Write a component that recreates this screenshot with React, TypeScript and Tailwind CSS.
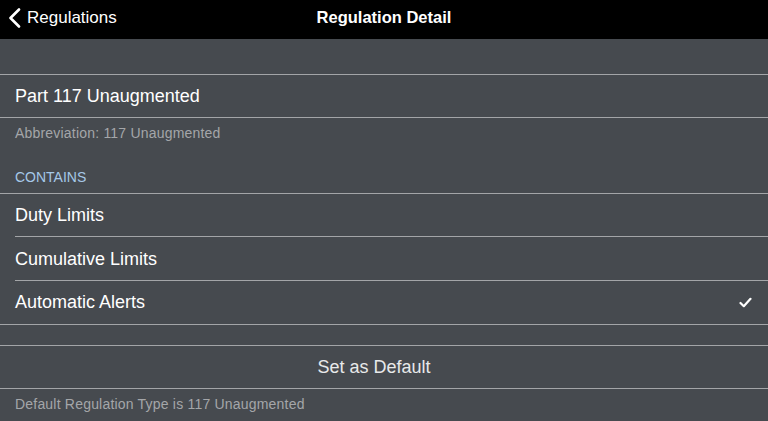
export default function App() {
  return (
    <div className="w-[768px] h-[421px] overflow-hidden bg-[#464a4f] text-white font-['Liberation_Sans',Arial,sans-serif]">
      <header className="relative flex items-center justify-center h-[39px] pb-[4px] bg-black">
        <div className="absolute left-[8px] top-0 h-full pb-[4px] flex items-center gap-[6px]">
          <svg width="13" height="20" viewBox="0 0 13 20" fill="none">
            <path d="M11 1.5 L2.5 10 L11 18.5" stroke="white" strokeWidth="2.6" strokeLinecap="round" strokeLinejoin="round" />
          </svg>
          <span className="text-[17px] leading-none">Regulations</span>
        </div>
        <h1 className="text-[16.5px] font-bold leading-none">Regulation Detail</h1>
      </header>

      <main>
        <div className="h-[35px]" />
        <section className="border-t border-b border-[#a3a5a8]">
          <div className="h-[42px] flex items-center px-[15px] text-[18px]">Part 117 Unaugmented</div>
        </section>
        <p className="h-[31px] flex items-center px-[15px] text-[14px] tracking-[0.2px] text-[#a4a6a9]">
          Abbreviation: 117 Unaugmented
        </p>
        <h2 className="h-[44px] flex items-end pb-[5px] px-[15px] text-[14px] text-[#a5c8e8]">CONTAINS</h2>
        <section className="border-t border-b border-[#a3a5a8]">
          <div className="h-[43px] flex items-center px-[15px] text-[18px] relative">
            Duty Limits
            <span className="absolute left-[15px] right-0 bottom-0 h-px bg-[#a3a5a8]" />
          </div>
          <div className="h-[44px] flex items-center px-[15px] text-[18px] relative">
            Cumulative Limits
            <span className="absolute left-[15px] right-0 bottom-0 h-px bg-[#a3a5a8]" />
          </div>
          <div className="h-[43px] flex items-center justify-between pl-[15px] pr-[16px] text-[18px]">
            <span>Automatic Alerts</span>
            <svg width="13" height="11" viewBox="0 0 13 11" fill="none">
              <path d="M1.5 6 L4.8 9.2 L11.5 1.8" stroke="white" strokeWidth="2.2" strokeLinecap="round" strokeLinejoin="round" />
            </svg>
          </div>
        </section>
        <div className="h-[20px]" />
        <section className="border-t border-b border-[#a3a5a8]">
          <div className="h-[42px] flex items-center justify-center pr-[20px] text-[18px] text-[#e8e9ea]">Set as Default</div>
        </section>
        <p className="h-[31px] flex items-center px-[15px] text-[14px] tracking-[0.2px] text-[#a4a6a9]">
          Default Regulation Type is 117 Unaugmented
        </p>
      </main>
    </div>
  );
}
◆ ◆ ◆ ◆ ◆ ◆ ◆
*TASK DIRECTIONS*
Exclude the images, then output the data above word for word.

*TASK OUTPUT*
Write a component that recreates this screenshot with React, TypeScript and Tailwind CSS.
export default function App() {
  return (
    <div className="w-[768px] h-[421px] overflow-hidden bg-[#464a4f] text-white font-['Liberation_Sans',Arial,sans-serif]">
      <header className="relative flex items-center justify-center h-[39px] pb-[4px] bg-black">
        <div className="absolute left-[8px] top-0 h-full pb-[4px] flex items-center gap-[6px]">
          <svg width="13" height="20" viewBox="0 0 13 20" fill="none">
            <path d="M11 1.5 L2.5 10 L11 18.5" stroke="white" strokeWidth="2.6" strokeLinecap="round" strokeLinejoin="round" />
          </svg>
          <span className="text-[17px] leading-none">Regulations</span>
        </div>
        <h1 className="text-[16.5px] font-bold leading-none">Regulation Detail</h1>
      </header>

      <main>
        <div className="h-[35px]" />
        <section className="border-t border-b border-[#a3a5a8]">
          <div className="h-[42px] flex items-center px-[15px] text-[18px]">Part 117 Unaugmented</div>
        </section>
        <p className="h-[31px] flex items-center px-[15px] text-[14px] tracking-[0.2px] text-[#a4a6a9]">
          Abbreviation: 117 Unaugmented
        </p>
        <h2 className="h-[44px] flex items-end pb-[5px] px-[15px] text-[14px] text-[#a5c8e8]">CONTAINS</h2>
        <section className="border-t border-b border-[#a3a5a8]">
          <div className="h-[43px] flex items-center px-[15px] text-[18px] relative">
            Duty Limits
            <span className="absolute left-[15px] right-0 bottom-0 h-px bg-[#a3a5a8]" />
          </div>
          <div className="h-[44px] flex items-center px-[15px] text-[18px] relative">
            Cumulative Limits
            <span className="absolute left-[15px] right-0 bottom-0 h-px bg-[#a3a5a8]" />
          </div>
          <div className="h-[43px] flex items-center justify-between pl-[15px] pr-[16px] text-[18px]">
            <span>Automatic Alerts</span>
            <svg width="13" height="11" viewBox="0 0 13 11" fill="none">
              <path d="M1.5 6 L4.8 9.2 L11.5 1.8" stroke="white" strokeWidth="2.2" strokeLinecap="round" strokeLinejoin="round" />
            </svg>
          </div>
        </section>
        <div className="h-[20px]" />
        <section className="border-t border-b border-[#a3a5a8]">
          <div className="h-[42px] flex items-center justify-center pr-[20px] text-[18px] text-[#e8e9ea]">Set as Default</div>
        </section>
        <p className="h-[31px] flex items-center px-[15px] text-[14px] tracking-[0.2px] text-[#a4a6a9]">
          Default Regulation Type is 117 Unaugmented
        </p>
      </main>
    </div>
  );
}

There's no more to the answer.